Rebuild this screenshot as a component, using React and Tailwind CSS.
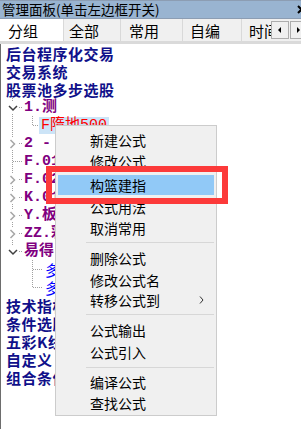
import React from "react";

const cjk = "font-['Noto_Sans_CJK_SC',sans-serif]";
const mono = "font-['Liberation_Mono','Noto_Sans_CJK_SC',monospace]";

const tabs = [
  { label: "分组", w: "w-[63px]", pl: "pl-[8px]", active: true },
  { label: "全部", w: "w-[57px]", pl: "pl-[5px]" },
  { label: "常用", w: "w-[62px]", pl: "pl-[8px]" },
  { label: "自编", w: "w-[59px]", pl: "pl-[7px]" },
  { label: "时间", w: "w-[60px]", pl: "pl-[7px]" },
];

// labels are cut where the context menu covers them
const rows = [
  { type: "root", text: "后台程序化交易" },
  { type: "root", text: "交易系统" },
  { type: "root", text: "股票池多步选股" },
  { type: "l1", g: "open", text: "1.测" },
  { type: "sel", text: "F隋地500" },
  { type: "l1", g: "closed", text: "2 -" },
  { type: "l1", g: "leaf", text: "F.01" },
  { type: "l1", g: "closed", text: "F.02" },
  { type: "l1", g: "closed", text: "K.01" },
  { type: "l1", g: "closed", text: "Y.板" },
  { type: "l1", g: "closed", text: "ZZ.彩" },
  { type: "l1", g: "lastOpen", text: "易得" },
  { type: "l2", g2: "tee", text: "多" },
  { type: "l2", g2: "last", text: "多" },
  { type: "root", text: "技术指标" },
  { type: "root", text: "条件选股" },
  { type: "root", text: "五彩K线" },
  { type: "root", text: "自定义" },
  { type: "root", text: "组合条件" },
];

const menu = [
  { t: "新建公式", h: "h-[22px]" },
  { t: "修改公式", h: "h-[20px]" },
  { t: "构篮建指", h: "h-[20px] mt-[4px]", active: true },
  { t: "公式用法", h: "h-[23px]" },
  { t: "取消常用", h: "h-[20px]" },
  { sep: true, h: "h-[9px]" },
  { t: "删除公式", h: "h-[22px]" },
  { t: "修改公式名", h: "h-[21px]" },
  { t: "转移公式到", h: "h-[20px]", sub: true },
  { sep: true, h: "h-[9px]" },
  { t: "公式输出", h: "h-[22px]" },
  { t: "公式引入", h: "h-[22px]" },
  { sep: true, h: "h-[8px]" },
  { t: "编译公式", h: "h-[22px]" },
  { t: "查找公式", h: "h-[20px]" },
];

const dot = { stroke: "#a0a0a0", strokeDasharray: "1 1", shapeRendering: "crispEdges" };

function Gutter({ kind }) {
  const hasChevron = kind === "open" || kind === "closed" || kind === "lastOpen";
  return (
    <svg width="22" height="18" className="shrink-0">
      {kind !== "blank" && (
        <line x1="11.5" y1="0" x2="11.5" y2={kind === "lastOpen" ? 10 : 18} {...dot} />
      )}
      {kind !== "blank" && kind !== "pass" && <line x1="12" y1="9.5" x2="22" y2="9.5" {...dot} />}
      {hasChevron && <rect x="6" y="3" width="12" height="13" fill="#fff" />}
      {(kind === "open" || kind === "lastOpen") && (
        <polyline points="8,8 12,12 16,8" fill="none" stroke="#404040" strokeWidth="1.5" />
      )}
      {kind === "closed" && (
        <polyline points="9.5,6 13.5,10 9.5,14" fill="none" stroke="#a6a6a6" strokeWidth="1.5" />
      )}
    </svg>
  );
}

function Gutter2({ kind, w }) {
  return (
    <svg width={w} height="18" className="shrink-0">
      <line x1="9.5" y1="0" x2="9.5" y2={kind === "last" ? 10 : 18} {...dot} />
      <line x1="10" y1="9.5" x2={w} y2="9.5" {...dot} />
    </svg>
  );
}

function TreeRow({ row }) {
  if (row.type === "root") {
    return (
      <div className={`h-[18px] flex items-center pl-[5px] whitespace-nowrap ${cjk} text-[15px] leading-none font-bold tracking-[0.5px] text-[#10108a]`}>
        {row.text}
      </div>
    );
  }
  if (row.type === "l1") {
    return (
      <div className="h-[18px] flex items-center whitespace-nowrap">
        <Gutter kind={row.g} />
        <span className={`pl-[1px] ${mono} text-[15px] leading-none font-bold text-[#800080]`}>{row.text}</span>
      </div>
    );
  }
  if (row.type === "sel") {
    return (
      <div className="h-[18px] flex items-center whitespace-nowrap">
        <Gutter kind="pass" />
        <Gutter2 kind="last" w={16} />
        <span className={`h-[17px] flex items-center bg-[#cce4f7] px-[2px] ${mono} text-[15px] leading-none text-[#ff0000]`}>
          {row.text}
        </span>
      </div>
    );
  }
  return (
    <div className="h-[18px] flex items-center whitespace-nowrap">
      <Gutter kind="blank" />
      <Gutter2 kind={row.g2} w={20} />
      <span className={`pl-[2px] ${cjk} text-[15px] leading-none text-[#0000ff]`}>{row.text}</span>
    </div>
  );
}

export default function App() {
  return (
    <div className={`relative w-[301px] h-[429px] overflow-hidden bg-white ${cjk}`}>
      {/* title */}
      <div className="h-[19px] flex items-center justify-between bg-[#99b4d1] border-t border-b border-[#8c9db3] pl-[2px] whitespace-nowrap">
        <span className="text-[13.5px] leading-none text-black">管理面板(单击左边框开关)</span>
        <svg width="9" height="9" className="shrink-0 mr-[-5px]">
          <path d="M1 1 L8 8 M8 1 L1 8" stroke="#000" strokeWidth="2" />
        </svg>
      </div>

      {/* tabs */}
      <div className="relative h-[22px] flex bg-[#f0f0f0] overflow-hidden">
        {tabs.map((t) => (
          <div
            key={t.label}
            className={`${t.w} ${t.pl} shrink-0 flex items-center text-[15px] leading-none text-black ${
              t.active ? "bg-white" : "bg-[#f0f0f0] border-l border-[#d9d9d9]"
            }`}
          >
            {t.label}
          </div>
        ))}
        <div className="absolute left-[271px] top-[2px] flex gap-[1px]">
          <div className="w-[18px] h-[18px] flex items-center justify-center bg-[#f0f0f0] border border-[#adadad]">
            <svg width="4" height="6"><path d="M3 0 L0 3 L3 6 Z" fill="#000" /></svg>
          </div>
          <div className="w-[18px] h-[18px] flex items-center justify-center bg-[#f0f0f0] border border-[#adadad]">
            <svg width="4" height="6"><path d="M0 0 L3 3 L0 6 Z" fill="#000" /></svg>
          </div>
        </div>
      </div>
      <div className="h-[3px] bg-[#dadada]" />

      {/* tree */}
      <div className="h-[385px] flex flex-col border-l border-[#6d6d6d]">
        {rows.map((r, i) => (
          <TreeRow key={i} row={r} />
        ))}
      </div>

      {/* context menu */}
      <div className="absolute left-[55px] top-[125px] w-[162px] flex flex-col pt-[3px] pb-[2px] bg-[#f0f0f0] border border-[#cccccc]">
        {menu.map((m, i) =>
          m.sep ? (
            <div key={i} className={`${m.h} flex items-center ml-[30px] mr-[2px]`}>
              <div className="w-full h-px bg-[#d7d7d7]" />
            </div>
          ) : (
            <div
              key={i}
              className={`${m.h} mx-[2px] flex items-center justify-between pl-[32px] pr-[10px] text-[14px] leading-none text-black ${
                m.active ? "bg-[#91c9f7]" : ""
              }`}
            >
              <span>{m.t}</span>
              {m.sub && (
                <svg width="5" height="8">
                  <path d="M1 0.5 L4 4 L1 7.5" fill="none" stroke="#333" strokeWidth="1" />
                </svg>
              )}
            </div>
          )
        )}
      </div>

      {/* annotation box */}
      <div className="absolute left-[46px] top-[166px] w-[182px] h-[38px] border-[6px] border-[#fc3a3a]" />
    </div>
  );
}
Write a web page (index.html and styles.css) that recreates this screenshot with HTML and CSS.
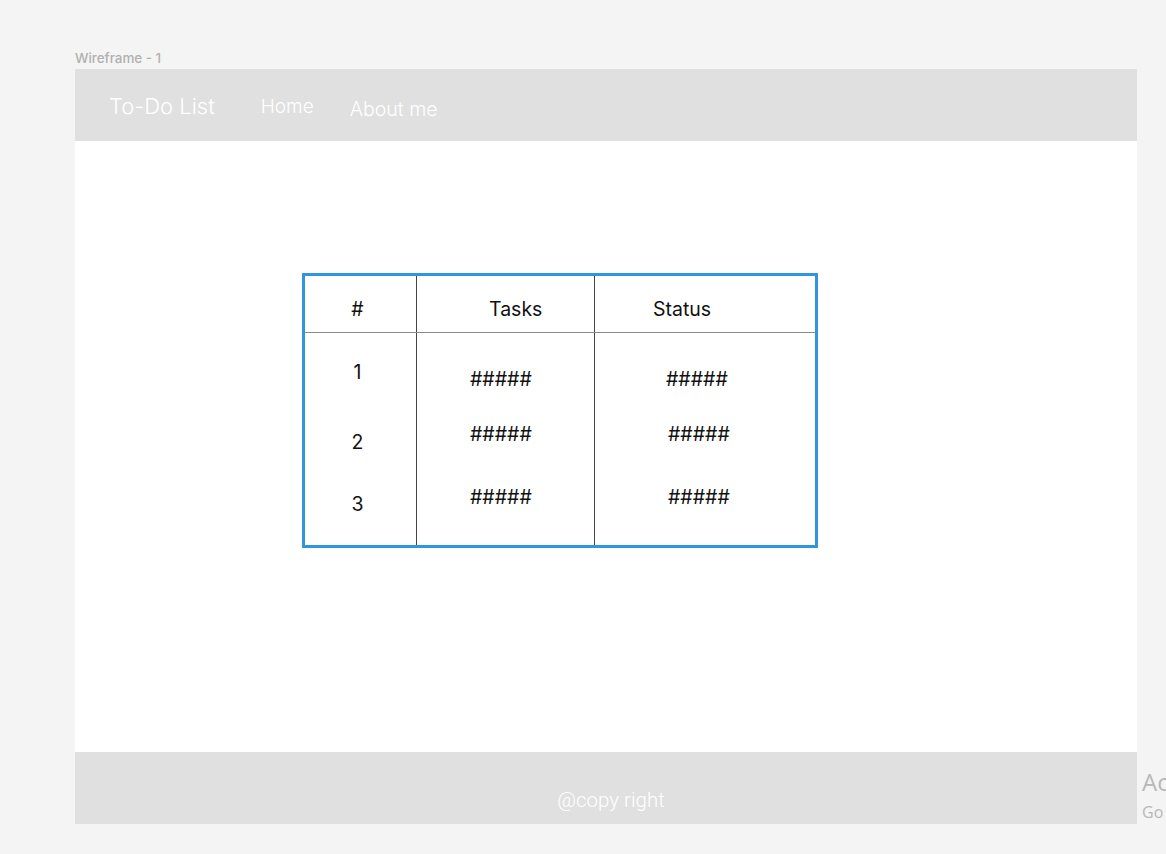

**YOUR INSTRUCTIONS**
Except for the pictures, copy every line of the records above exactly.

**TASK SOLUTION**
Rebuild this screenshot as a component, using React and Tailwind CSS.
import React from "react";

const cjk = "font-['Noto_Sans_CJK_SC',sans-serif]";
const mono = "font-['Liberation_Mono','Noto_Sans_CJK_SC',monospace]";

const tabs = [
  { label: "分组", w: "w-[63px]", pl: "pl-[8px]", active: true },
  { label: "全部", w: "w-[57px]", pl: "pl-[5px]" },
  { label: "常用", w: "w-[62px]", pl: "pl-[8px]" },
  { label: "自编", w: "w-[59px]", pl: "pl-[7px]" },
  { label: "时间", w: "w-[60px]", pl: "pl-[7px]" },
];

// labels are cut where the context menu covers them
const rows = [
  { type: "root", text: "后台程序化交易" },
  { type: "root", text: "交易系统" },
  { type: "root", text: "股票池多步选股" },
  { type: "l1", g: "open", text: "1.测" },
  { type: "sel", text: "F隋地500" },
  { type: "l1", g: "closed", text: "2 -" },
  { type: "l1", g: "leaf", text: "F.01" },
  { type: "l1", g: "closed", text: "F.02" },
  { type: "l1", g: "closed", text: "K.01" },
  { type: "l1", g: "closed", text: "Y.板" },
  { type: "l1", g: "closed", text: "ZZ.彩" },
  { type: "l1", g: "lastOpen", text: "易得" },
  { type: "l2", g2: "tee", text: "多" },
  { type: "l2", g2: "last", text: "多" },
  { type: "root", text: "技术指标" },
  { type: "root", text: "条件选股" },
  { type: "root", text: "五彩K线" },
  { type: "root", text: "自定义" },
  { type: "root", text: "组合条件" },
];

const menu = [
  { t: "新建公式", h: "h-[22px]" },
  { t: "修改公式", h: "h-[20px]" },
  { t: "构篮建指", h: "h-[20px] mt-[4px]", active: true },
  { t: "公式用法", h: "h-[23px]" },
  { t: "取消常用", h: "h-[20px]" },
  { sep: true, h: "h-[9px]" },
  { t: "删除公式", h: "h-[22px]" },
  { t: "修改公式名", h: "h-[21px]" },
  { t: "转移公式到", h: "h-[20px]", sub: true },
  { sep: true, h: "h-[9px]" },
  { t: "公式输出", h: "h-[22px]" },
  { t: "公式引入", h: "h-[22px]" },
  { sep: true, h: "h-[8px]" },
  { t: "编译公式", h: "h-[22px]" },
  { t: "查找公式", h: "h-[20px]" },
];

const dot = { stroke: "#a0a0a0", strokeDasharray: "1 1", shapeRendering: "crispEdges" };

function Gutter({ kind }) {
  const hasChevron = kind === "open" || kind === "closed" || kind === "lastOpen";
  return (
    <svg width="22" height="18" className="shrink-0">
      {kind !== "blank" && (
        <line x1="11.5" y1="0" x2="11.5" y2={kind === "lastOpen" ? 10 : 18} {...dot} />
      )}
      {kind !== "blank" && kind !== "pass" && <line x1="12" y1="9.5" x2="22" y2="9.5" {...dot} />}
      {hasChevron && <rect x="6" y="3" width="12" height="13" fill="#fff" />}
      {(kind === "open" || kind === "lastOpen") && (
        <polyline points="8,8 12,12 16,8" fill="none" stroke="#404040" strokeWidth="1.5" />
      )}
      {kind === "closed" && (
        <polyline points="9.5,6 13.5,10 9.5,14" fill="none" stroke="#a6a6a6" strokeWidth="1.5" />
      )}
    </svg>
  );
}

function Gutter2({ kind, w }) {
  return (
    <svg width={w} height="18" className="shrink-0">
      <line x1="9.5" y1="0" x2="9.5" y2={kind === "last" ? 10 : 18} {...dot} />
      <line x1="10" y1="9.5" x2={w} y2="9.5" {...dot} />
    </svg>
  );
}

function TreeRow({ row }) {
  if (row.type === "root") {
    return (
      <div className={`h-[18px] flex items-center pl-[5px] whitespace-nowrap ${cjk} text-[15px] leading-none font-bold tracking-[0.5px] text-[#10108a]`}>
        {row.text}
      </div>
    );
  }
  if (row.type === "l1") {
    return (
      <div className="h-[18px] flex items-center whitespace-nowrap">
        <Gutter kind={row.g} />
        <span className={`pl-[1px] ${mono} text-[15px] leading-none font-bold text-[#800080]`}>{row.text}</span>
      </div>
    );
  }
  if (row.type === "sel") {
    return (
      <div className="h-[18px] flex items-center whitespace-nowrap">
        <Gutter kind="pass" />
        <Gutter2 kind="last" w={16} />
        <span className={`h-[17px] flex items-center bg-[#cce4f7] px-[2px] ${mono} text-[15px] leading-none text-[#ff0000]`}>
          {row.text}
        </span>
      </div>
    );
  }
  return (
    <div className="h-[18px] flex items-center whitespace-nowrap">
      <Gutter kind="blank" />
      <Gutter2 kind={row.g2} w={20} />
      <span className={`pl-[2px] ${cjk} text-[15px] leading-none text-[#0000ff]`}>{row.text}</span>
    </div>
  );
}

export default function App() {
  return (
    <div className={`relative w-[301px] h-[429px] overflow-hidden bg-white ${cjk}`}>
      {/* title */}
      <div className="h-[19px] flex items-center justify-between bg-[#99b4d1] border-t border-b border-[#8c9db3] pl-[2px] whitespace-nowrap">
        <span className="text-[13.5px] leading-none text-black">管理面板(单击左边框开关)</span>
        <svg width="9" height="9" className="shrink-0 mr-[-5px]">
          <path d="M1 1 L8 8 M8 1 L1 8" stroke="#000" strokeWidth="2" />
        </svg>
      </div>

      {/* tabs */}
      <div className="relative h-[22px] flex bg-[#f0f0f0] overflow-hidden">
        {tabs.map((t) => (
          <div
            key={t.label}
            className={`${t.w} ${t.pl} shrink-0 flex items-center text-[15px] leading-none text-black ${
              t.active ? "bg-white" : "bg-[#f0f0f0] border-l border-[#d9d9d9]"
            }`}
          >
            {t.label}
          </div>
        ))}
        <div className="absolute left-[271px] top-[2px] flex gap-[1px]">
          <div className="w-[18px] h-[18px] flex items-center justify-center bg-[#f0f0f0] border border-[#adadad]">
            <svg width="4" height="6"><path d="M3 0 L0 3 L3 6 Z" fill="#000" /></svg>
          </div>
          <div className="w-[18px] h-[18px] flex items-center justify-center bg-[#f0f0f0] border border-[#adadad]">
            <svg width="4" height="6"><path d="M0 0 L3 3 L0 6 Z" fill="#000" /></svg>
          </div>
        </div>
      </div>
      <div className="h-[3px] bg-[#dadada]" />

      {/* tree */}
      <div className="h-[385px] flex flex-col border-l border-[#6d6d6d]">
        {rows.map((r, i) => (
          <TreeRow key={i} row={r} />
        ))}
      </div>

      {/* context menu */}
      <div className="absolute left-[55px] top-[125px] w-[162px] flex flex-col pt-[3px] pb-[2px] bg-[#f0f0f0] border border-[#cccccc]">
        {menu.map((m, i) =>
          m.sep ? (
            <div key={i} className={`${m.h} flex items-center ml-[30px] mr-[2px]`}>
              <div className="w-full h-px bg-[#d7d7d7]" />
            </div>
          ) : (
            <div
              key={i}
              className={`${m.h} mx-[2px] flex items-center justify-between pl-[32px] pr-[10px] text-[14px] leading-none text-black ${
                m.active ? "bg-[#91c9f7]" : ""
              }`}
            >
              <span>{m.t}</span>
              {m.sub && (
                <svg width="5" height="8">
                  <path d="M1 0.5 L4 4 L1 7.5" fill="none" stroke="#333" strokeWidth="1" />
                </svg>
              )}
            </div>
          )
        )}
      </div>

      {/* annotation box */}
      <div className="absolute left-[46px] top-[166px] w-[182px] h-[38px] border-[6px] border-[#fc3a3a]" />
    </div>
  );
}
Write a web page (index.html and styles.css) that recreates this screenshot with HTML and CSS.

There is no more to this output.